Recognizing these early precedents matters because it reminds students that mixed methods is not a passing trend but an enduring response to the complexity of human health and behavior.
The Paradigm Wars and Their Aftermath
The mid-twentieth century saw fierce debates between positivist and interpretivist scholars about the nature of knowledge and valid inquiry. Positivists championed experimental designs and statistical analysis. Interpretivists argued that human experience could only be understood through qualitative means. These so-called paradigm wars created a deep divide in many academic disciplines, including public health and nursing research.
By the 1980s and 1990s, a growing number of scholars began arguing that this either-or stance was counterproductive. They proposed that research questions, not philosophical allegiances, should drive methodological choices. This pragmatic turn opened the door for mixed methods to gain legitimacy as a deliberate, systematic approach rather than an ad hoc combination of convenience.
The resolution of the paradigm wars did not mean all tensions disappeared. Debates about whether quantitative and qualitative paradigms are truly compatible continue today, but the field has largely moved toward productive dialogue rather than mutual exclusion.

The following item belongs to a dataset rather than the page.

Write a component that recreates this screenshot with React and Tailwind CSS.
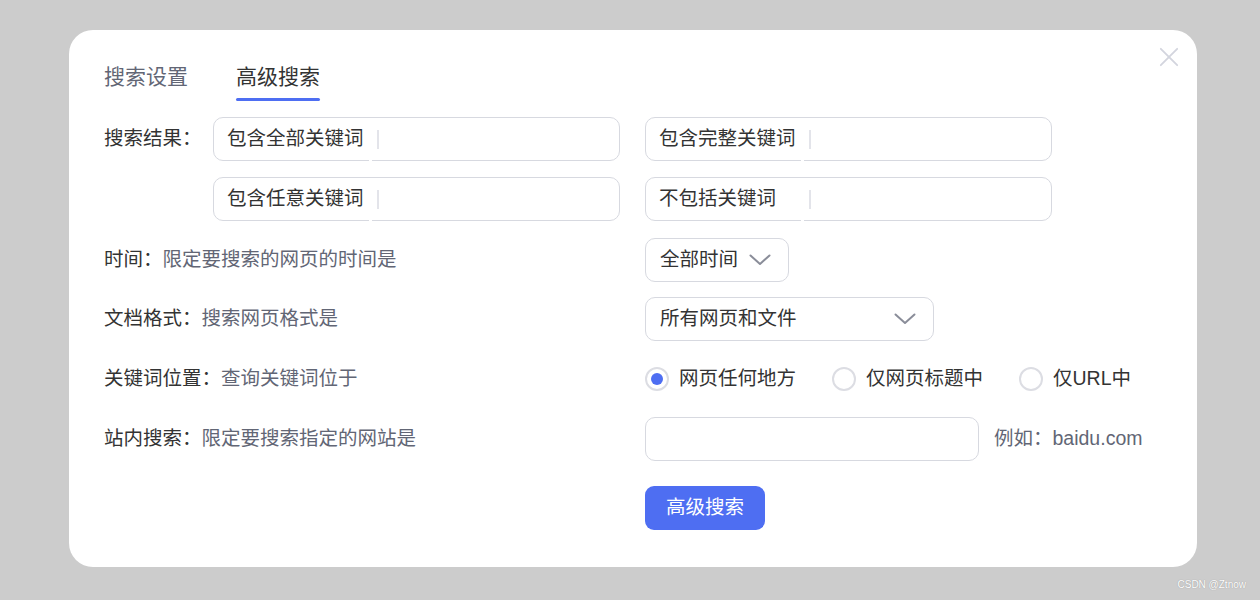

Milestones That Shaped the Discipline
Several landmark publications accelerated the formalization of mixed methods. Seminal works in the late 1980s introduced typologies of mixed methods designs and proposed criteria for evaluating quality. The founding of the Journal of Mixed Methods Research in 2007 signaled that the approach had achieved disciplinary status, complete with peer-reviewed standards and an international community of practice.
Professional organizations and federal funding agencies also played important roles. The National Institutes of Health began explicitly encouraging mixed methods proposals, particularly in areas like health disparities and community-based participatory research. Graduate programs started offering dedicated courses, and textbooks proliferated, giving students structured guidance that earlier generations lacked.
Each of these milestones built on the last, creating a cumulative body of scholarship that defines best practices for design, integration, and reporting. Familiarity with this timeline helps researchers situate their own work within a broader intellectual tradition.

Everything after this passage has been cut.